IRS revenue agents are now spending substantially more of their time on corporate audits that produce no revenue for the government than they did in the recent past, according to agency data obtained under the Freedom of Information Act by the Transactional Records Access Clearinghouse (TRAC).
The year-to-year growth in nonproductive audit time — defined by the IRS as face-to-face examination hours that produced what it calls "no change" results — occurred for corporations in every asset class.
The forty percent increase in the number of corporate audit hours that bore no fruit is troubling primarily because the misdirection of the agency's enforcement resources ultimately could weaken the long term interest of corporations in paying their taxes.
But IRS data tracking the outcomes by corporate size raise more focused concerns. One key finding was that the relative growth in these unproductive hours tended to rise as the size of the corporations increased. In the last five years, for example, the nonproductive audit time for the largest corporations — those with assets of $250 million or above — has more than doubled.
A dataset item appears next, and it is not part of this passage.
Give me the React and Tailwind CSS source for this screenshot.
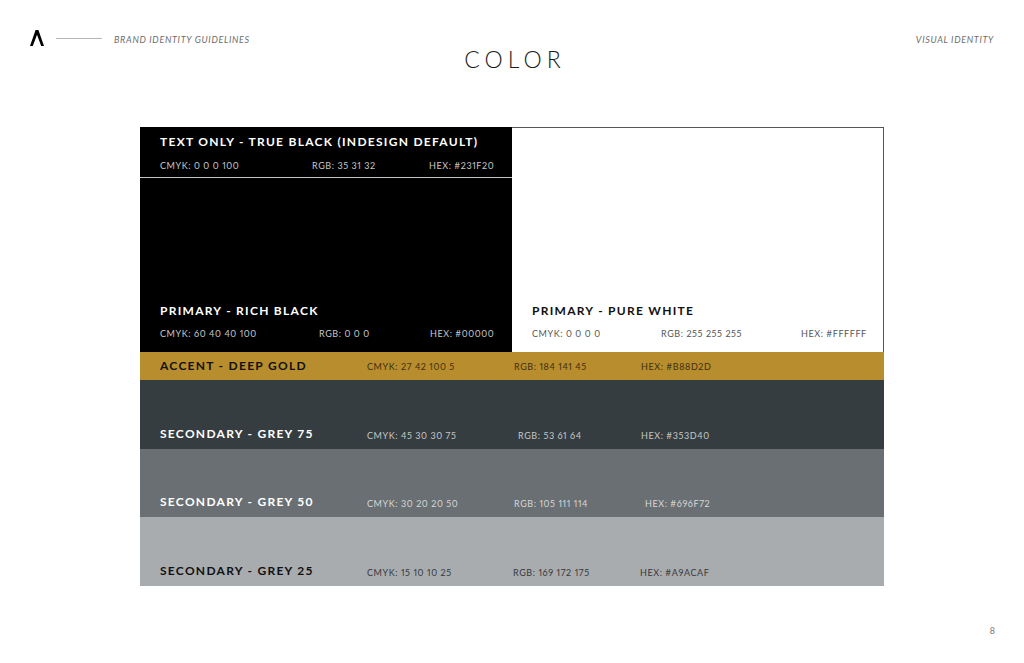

Although audit dollar recommendations for the largest corporations increased substantially from fiscal years 2001 to 2005, they declined by about 15 percent, from $30.1 billion in 2005 to $25.5 billion last year, a drop of $4.6 billion in potential audit revenue. See Table 1. It should be recalled that historically the largest corporations produce the lion's share of all audit dollars.The pattern of nonproductive auditor time increasing with the larger corporations is also puzzling. This is because the bigger the institution the more likely that the sheer volume and complexity of its business transactions will result in misreporting errors.
Explaining the Changes
The data presented in this analysis are not available in the IRS's annual report and the information about the across-the-board growth in the agency's nonproductive corporate audits has not been publicly discussed by the agency or Commissioner Mark W. Everson.
Instead, Everson has repeatedly emphasized his interest in effectively marshalling the powers of the IRS to assure that all American taxpayers, including corporations, pay their fair share of federal taxes. During a March 20 hearing before the House Ways and Means Oversight Subcommittee, for example, the commissioner said that improving corporate compliance is "a top priority of mine...." And, talking from his position as the head of one of America's largest enforcement agencies, he added that "we are doing our level best to improve compliance here."
As part of his prepared testimony during that same subcommittee hearing, the commissioner reported that "IRS enforcement efforts have increased in virtually every area." Concerning the agency's specific programs regarding corporations, Everson emphasized how the number of these audits have substantially increased and did not touch on the quality questions that have emerged from the internal administrative data analyzed by TRAC.
But the quality of the corporate audits has become an issue for the IRS in the last few months. In a meeting with the American Institute of Certified Public Accountants last fall, Deborah Nolan, Commissioner of the IRS's Large and Mid-Size Business Division, defended the agency's audit policies. According to Tax Notes, a leading trade publication, Nolan told the accountants that the service's emphasis on speeding up the audits — what she called the "currency and cycle time" effort — had been done "in a smart way, and all of our statistical indicators indicate that our agents made very sound decisions."
Some within the ranks of the IRS disagree with this judgment. On March 20, for example, The New York Times published an article which said that more than a dozen revenue agents — all speaking anonymously — had told the reporter that they had been pressured by their managers to close cases too quickly and that this could result in the loss of billions of dollars in unpaid taxes.
And in March 29 testimony before the House Appropriations Committee on Financial Services and General Government, Colleen M. Kelley, President of the National Treasury Employees Union, agreed. She said the pressure on the auditors that had been reported by the Times was not new, going back to a 2002 IRS policy called the Limited Issue Focused Examination (LIFE) process.
Kelley told the subcommittee that the union had "heard directly from a number of our members about the detrimental effect this policy has had not just on efforts to ensure corporations are in full compliance, but also how this misguided policy is damaging employee morale."
The goal of improving the effectiveness and fairness of the IRS is an extraordinarily challenging job and measuring the extent to which these efforts are achieved is difficult. On the efficiency side, for example, the commissioner has claimed many times that the increase in enforcement revenues collected by the IRS between FY 2002 and FY 2006 is one of the "most obvious measures" supporting his assessment about the agency's improving enforcement effort. But the Government Accountability Office, in its April report on the IRS, was less confident. The GAO acknowledged the recent increases in revenue collected as a result of the agency's enforcement programs. It added, however, that "enforcement continues to be included on our list of high-risk federal programs." The reason, according to the GAO, is the massive and persistent gap between federal taxes owed and federal taxes paid. According to the latest official estimate this so called "tax gap" is estimated to be over $300 billion.